Gece de tatlı yapmaya devam ediyor dükkan sahipleri. “Ramazan en çok çalıştığımız ve yorulduğumuz ay” diyor tatlıcılar.
Kebapçılarda ise iftardan sahura kadar yer bulmak zor. Sokak kebapçıları da Antep’te büyük rağbet görüyor. Normalde kebapçılık yapmayan kasaplar Ramazan ayında iftardan sahura kadar dükkanlarının önüne masa ve mangallar koyarak farklı bir kültürü yaşatıyor. Sokak aralarında dumanlar altında ellerinde şiş ile ızgara sırası bekleyenleri görüyorsunuz Antep’te.

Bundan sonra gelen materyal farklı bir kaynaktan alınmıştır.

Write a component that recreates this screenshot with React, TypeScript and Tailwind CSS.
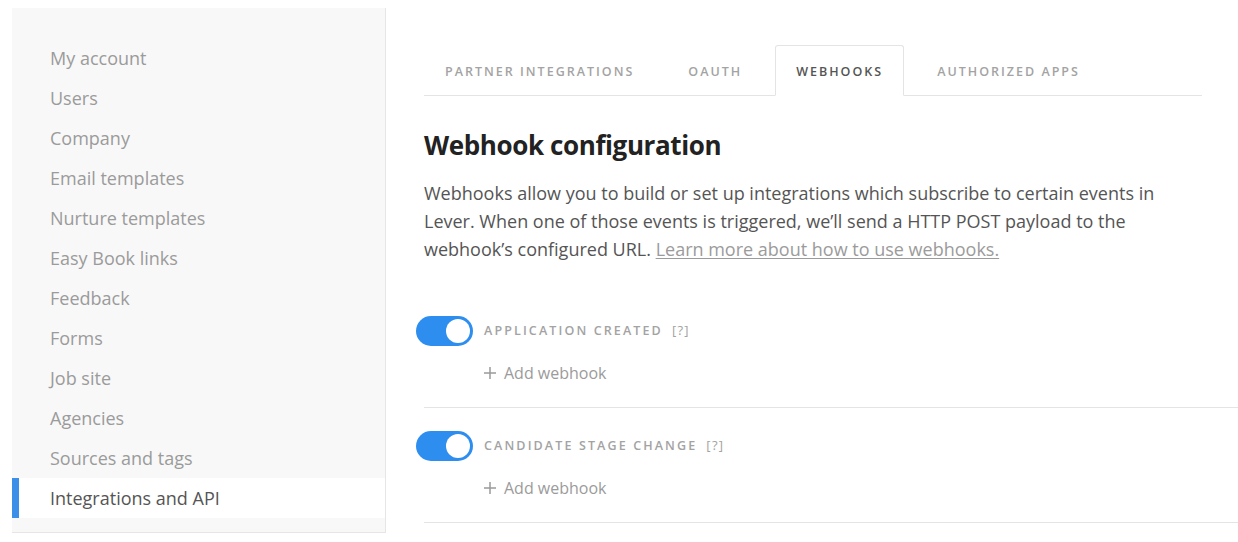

Antep’e gelince patlıcan ve biber kurusu, acı biber, salça ve isot almadan da dönmüyor kimse.
Halk artık alışmış
Gaziantep’te 300 binin üstünde Suriyeli yaşıyor. Esnaf ve halk alışmış Suriyelilerle yaşamaya.
Sokaklarda, dükkanlarda Türkçe’nin yanında Arapça tabelalara da rastlıyoruz. Arap müzikleri de çalınıyor dükkanlarda sık sık.
Bazı yerlerde yoğunlaşmış Suriyeliler. Arap ülkelerinde olduğu gibi gece dışarı çıkıyorlar kalabalıklar halinde. Bazı caddelerde sürekli Arapça konuşanları duyunca Arap ülkelerinde dolaşıyor gibi geliyor insana.
Gaziantep şehir merkezinde daha çok zengin Suriyeliler yaşıyormuş. Bunlar dükkanlar ve hatta pasajlar almaya başlamışlar kentte. İlk zamanlardaki kadar olmasa da yine zaman zaman sıkıntılar yaşanıyormuş. Ancak çözümü daha kısa sürede oluyormuş anlaşmazlıkların.
Caddede, kaldırımlarda iş bekleyen Suriyeli gençlere ve toplu oturan Suriyeli kadınlara rastlıyorum. Kadınların yanlarında da Suriye’deki savaştan kaçmanın mutluluğunu yaşayan çocukları.
Gaziantep’in 60 kilometre uzağındaki sınır kenti Kilis ise misafir ettiği Suriyeliler nedeniyle tarihe geçti. Kilis 90 bine yaklaşan nüfusunun üstünde yaklaşık 130 bin kadar Suriyeliyi misafir ediyor. Şehre girince ilk dikkat çeken caddelerdeki motosikletlerin fazlalığı. Arabadan çok motosiklet var. Dükkanların önü de motor parklarıyla dolu.
Bir süre önce her gün Suriye tarafından roketlerin atıldığı kentte bir süredir sakinlik hakimmiş. Bu dönemde göçler de olmuş başka şehirlere.
Suriyelilerde caddelerde fazlalığıyla dikkati çekiyor. Burada Gaziantep’ten daha fazla dükkanlardaki Arapça levhalar. Suriyelilerin çokluğu da ister istemez kira başta olmak üzere fiyatların biraz yükselmesine neden olmuş.
Cumhurbaşkanı Erdoğan’ı da görmeye gelen Suriyeliler oldukça fazlaydı. Hatta bir süre caddelerde dolaşan ve dükkanlara giren Erdoğan’a Suriyeliler yoğun ilgi gösterdi.
Özellikle Erdoğan’ın, Suriyeli göçmenlerin Türk vatandaşlığına alınacağı açıklaması da memnuniyetle karşılanmış Antep ve Kilis’teki Suriyeliler arasında.